Circulation 84,122 • Volume 23, No. 2 • Summer 2008   Issue PDF

Anesthesia Patient Safety Foundation Awards a Grant to the Society for Pediatric Anesthesia

PRESS RELEASE

The Anesthesia Patient Safety Foundation has awarded a grant to the Society for Pediatric Anesthesia (SPA) to assist in the development of “Wake up Safe,” a quality improvement initiative to collect and analyze causes of adverse outcomes that occur during anesthesia in children in the United States.

The beginning phase involves representatives from 10 major pediatric institutions. Among these are Children’s Hospital Boston, the Children’s Hospital of New York, Children’s Hospital and Regional Medical Center (Seattle, WA), John Hopkins Children’s Center, Texas Children’s Hospital, and Vanderbilt Children’s Hospital, in association with the SPA. The group is developing a standard method for Event Analysis to assess serious perioperative adverse events, which can be used as part of the peer review process in each hospital. Analysis of the data from these events will permit the SPA “Wake up Safe” steering group to make recommendations for practice changes designed to reduce the frequency of these untoward events and improve patient safety.

Although great strides have been made in safety since the discovery of anesthesia 160 years ago, patients continue to experience harm related to anesthesia and surgical care. Despite the millions of anesthetics delivered each year to children and the many years that anesthesia has been used in children, the incidence and etiology of these serious events remain uncertain and not well studied, in large part because these events are relatively rare today and an integrated system to report and analyze them does not exist. The SPA Wake up Safe Initiative should allow us to learn from the adverse events to improve care. After the initial phase, the goal is to make the Event Analysis and the related learning opportunity available to all children’s hospitals and pediatric anesthesia programs around the country.

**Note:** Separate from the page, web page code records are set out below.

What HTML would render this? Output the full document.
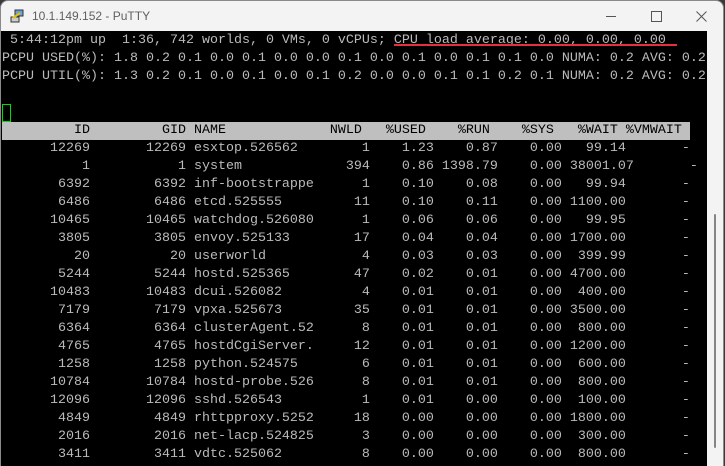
<!DOCTYPE html>
<html><head><meta charset="utf-8"><style>
html,body{margin:0;padding:0;width:725px;height:466px;overflow:hidden;background:#3a3a3a}
.win{position:absolute;left:0;top:0;width:724px;height:466px;background:#f3f3f3;border-radius:8px 8px 0 0;border:1px solid #8a8a8a;box-sizing:border-box}
.title{position:absolute;left:31px;top:8px;font:12px "Liberation Sans",sans-serif;color:#5f5f5f}
.term{position:absolute;left:1px;top:31px;width:706px;height:435px;background:#000;overflow:hidden}
pre{margin:0;position:absolute;left:1px;top:1px;font-family:"Liberation Mono",monospace;font-size:13.33px;line-height:18px;color:#bbbbbb;white-space:pre}
.hd{display:inline-block;width:688px;background:#bfbfbf;color:#000}
.cur{position:absolute;left:1px;top:73px;width:7px;height:16px;border:1px solid #00e000}
.ul{position:absolute;left:393px;top:13px;width:283px;height:2px;background:#e8303c}
.sb{position:absolute;left:707px;top:31px;width:16px;height:435px;background:#f3f3f3}
.thumb{position:absolute;left:714px;top:214px;width:2px;height:234px;background:#858585;border-radius:1px}
</style></head><body>
<div class="win">
<svg style="position:absolute;left:9px;top:8px" width="14" height="14" viewBox="0 0 14 14">
<rect x="1" y="8" width="8" height="5" fill="#ccc" stroke="#333" stroke-width="1"/>
<rect x="5" y="1" width="8" height="6" fill="#6aa0e0" stroke="#333" stroke-width="1"/>
<path d="M3 9 L10 4" stroke="#e8c000" stroke-width="2"/>
</svg>
<div class="title">10.1.149.152 - PuTTY</div>
<div style="position:absolute;left:605px;top:15px;width:10px;height:1px;background:#555"></div>
<div style="position:absolute;left:650px;top:10px;width:9px;height:9px;border:1px solid #555"></div>
<svg style="position:absolute;left:695px;top:10px" width="11" height="11"><path d="M0.5 0.5 L10.5 10.5 M10.5 0.5 L0.5 10.5" stroke="#555" stroke-width="1"/></svg>
</div>
<div class="term">
<pre> 5:44:12pm up  1:36, 742 worlds, 0 VMs, 0 vCPUs; CPU load average: 0.00, 0.00, 0.00
PCPU USED(%): 1.8 0.2 0.1 0.0 0.1 0.0 0.0 0.1 0.0 0.1 0.0 0.1 0.1 0.0 NUMA: 0.2 AVG: 0.2
PCPU UTIL(%): 1.3 0.2 0.1 0.0 0.1 0.0 0.1 0.2 0.0 0.0 0.1 0.1 0.2 0.1 NUMA: 0.2 AVG: 0.2


<span class="hd">         ID         GID NAME             NWLD   %USED    %RUN    %SYS   %WAIT %VMWAIT </span>
      12269       12269 esxtop.526562        1    1.23    0.87    0.00   99.14       -
          1           1 system             394    0.86 1398.79    0.00 38001.07       -
       6392        6392 inf-bootstrappe      1    0.10    0.08    0.00   99.94       -
       6486        6486 etcd.525555         11    0.10    0.11    0.00 1100.00       -
      10465       10465 watchdog.526080      1    0.06    0.06    0.00   99.95       -
       3805        3805 envoy.525133        17    0.04    0.04    0.00 1700.00       -
         20          20 userworld            4    0.03    0.03    0.00  399.99       -
       5244        5244 hostd.525365        47    0.02    0.01    0.00 4700.00       -
      10483       10483 dcui.526082          4    0.01    0.01    0.00  400.00       -
       7179        7179 vpxa.525673         35    0.01    0.01    0.00 3500.00       -
       6364        6364 clusterAgent.52      8    0.01    0.01    0.00  800.00       -
       4765        4765 hostdCgiServer.     12    0.01    0.01    0.00 1200.00       -
       1258        1258 python.524575        6    0.01    0.01    0.00  600.00       -
      10784       10784 hostd-probe.526      8    0.01    0.01    0.00  800.00       -
      12096       12096 sshd.526543          1    0.01    0.00    0.00  100.00       -
       4849        4849 rhttpproxy.5252     18    0.00    0.00    0.00 1800.00       -
       2016        2016 net-lacp.524825      3    0.00    0.00    0.00  300.00       -
       3411        3411 vdtc.525062          8    0.00    0.00    0.00  800.00       -</pre>
<div class="cur"></div>
<div class="ul"></div>
</div>
<div class="sb"></div>
<div class="thumb"></div>
</body></html>
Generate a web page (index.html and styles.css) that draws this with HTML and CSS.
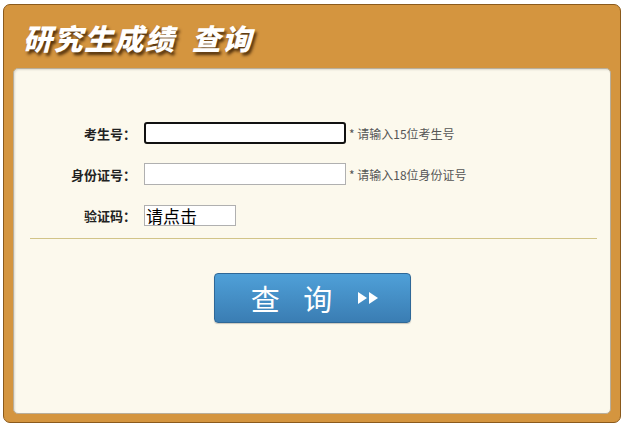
FILE: index.html
```html
<!DOCTYPE html>
<html lang="zh-CN">
<head>
    <meta charset="UTF-8">
    <title>研究生成绩查询</title>
    <link rel="stylesheet" href="styles.css">
</head>
<body>
    <div class="box">
        <div class="header">
            <h1 class="title">研究生成绩&nbsp;&nbsp;查询</h1>
        </div>
        <div class="panel">
            <form class="query-form">
                <div class="row">
                    <label class="label" for="ksbh">考生号：</label>
                    <input type="text" id="ksbh" class="field field-active">
                    <span class="hint">* 请输入15位考生号</span>
                </div>
                <div class="row">
                    <label class="label" for="zjhm">身份证号：</label>
                    <input type="text" id="zjhm" class="field">
                    <span class="hint">* 请输入18位身份证号</span>
                </div>
                <div class="row">
                    <label class="label" for="yzm">验证码：</label>
                    <input type="text" id="yzm" class="field field-code" value="请点击">
                </div>
            </form>
            <div class="divider"></div>
            <div class="actions">
                <button type="button" class="btn-query">
                    <span class="btn-text">查&nbsp;询</span>
                    <svg class="btn-icon" width="22" height="14" viewBox="0 0 22 14">
                        <polygon points="1,1 10,7 1,13" fill="#fff"/>
                        <polygon points="12,1 21,7 12,13" fill="#fff"/>
                    </svg>
                </button>
            </div>
        </div>
    </div>
</body>
</html>
```

FILE: styles.css
```css
body {
    margin: 0;
    background-color: #fff;
    font-family: 'Noto Sans CJK SC', 'Liberation Sans', sans-serif;
}
.box {
    box-sizing: border-box;
    width: 618px;
    height: 419px;
    margin: 4px 0 0 3px;
    padding: 0 9px 8px;
    display: flex;
    flex-direction: column;
    background-color: #d4953f;
    border: 1px solid #8b5a1c;
    border-radius: 7px;
}
.header {
    height: 63px;
    display: flex;
    align-items: center;
    padding-left: 10px;
}
.title {
    margin: 0;
    font-size: 29px;
    font-weight: 900;
    font-style: italic;
    color: #fff;
    text-shadow: 2px 3px 3px rgba(50, 25, 0, 0.8);
    letter-spacing: 1.5px;
}
.panel {
    flex: 1;
    background-color: #fcf9ed;
    border: 1px solid #b9ae9a;
    border-radius: 5px;
    box-shadow: inset 1px 1px 2px rgba(0, 0, 0, 0.12);
    padding-top: 53px;
}
.query-form {
    display: flex;
    flex-direction: column;
    gap: 19px;
}
.row {
    display: flex;
    align-items: center;
    height: 22px;
}
.label {
    width: 122px;
    text-align: right;
    font-size: 13px;
    font-weight: bold;
    color: #222;
}
.field {
    box-sizing: border-box;
    width: 202px;
    height: 22px;
    margin: 0 3px 0 8px;
    padding: 0 3px;
    border: 1px solid #b0b0b0;
    background-color: #fff;
    font-family: inherit;
    outline: none;
}
.field-active {
    border: 2px solid #111;
    border-radius: 3px;
}
.field-code {
    width: 92px;
    height: 21px;
    padding: 0 1px;
    font-size: 17px;
    line-height: 19px;
    color: #000;
}
.hint {
    font-size: 12px;
    color: #555;
}
.divider {
    height: 1px;
    margin: 12px 13px 0 16px;
    background-color: #d2c488;
}
.actions {
    display: flex;
    justify-content: center;
    padding-top: 34px;
}
.btn-query {
    box-sizing: border-box;
    width: 197px;
    height: 50px;
    display: flex;
    align-items: center;
    justify-content: center;
    gap: 25px;
    padding: 0 0 0 6px;
    background: linear-gradient(#4fa0d8, #3a7db3);
    border: 1px solid #2f6897;
    border-radius: 4px;
    box-shadow: 0 1px 1px rgba(0, 0, 0, 0.2);
    cursor: pointer;
}
.btn-text {
    font-family: 'Noto Sans CJK SC', sans-serif;
    font-size: 29px;
    color: #fff;
    word-spacing: 17px;
}
.btn-icon {
    display: block;
}
```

Initially the events to be studied include death, cardiac arrest, serious bodily injury, unanticipated major escalation of care, surgery on the wrong patient or body part, fire, awareness under anesthesia, and the medication error resulting in serious injury. As the participating institutions and the Wake up Safe steering committee gather experience, additional events and other expected and unexpected outcomes will be added.

The Society for Pediatric Anesthesia is the largest professional group for Pediatric Anesthesiologists in the United States. The mission of the SPA is to “foster quality anesthesia and perioperative care, and to alleviate pain in children.” The Society has approximately 1700 active members in the United States, including most pediatric anesthesiologists in the country, as well as members from other countries.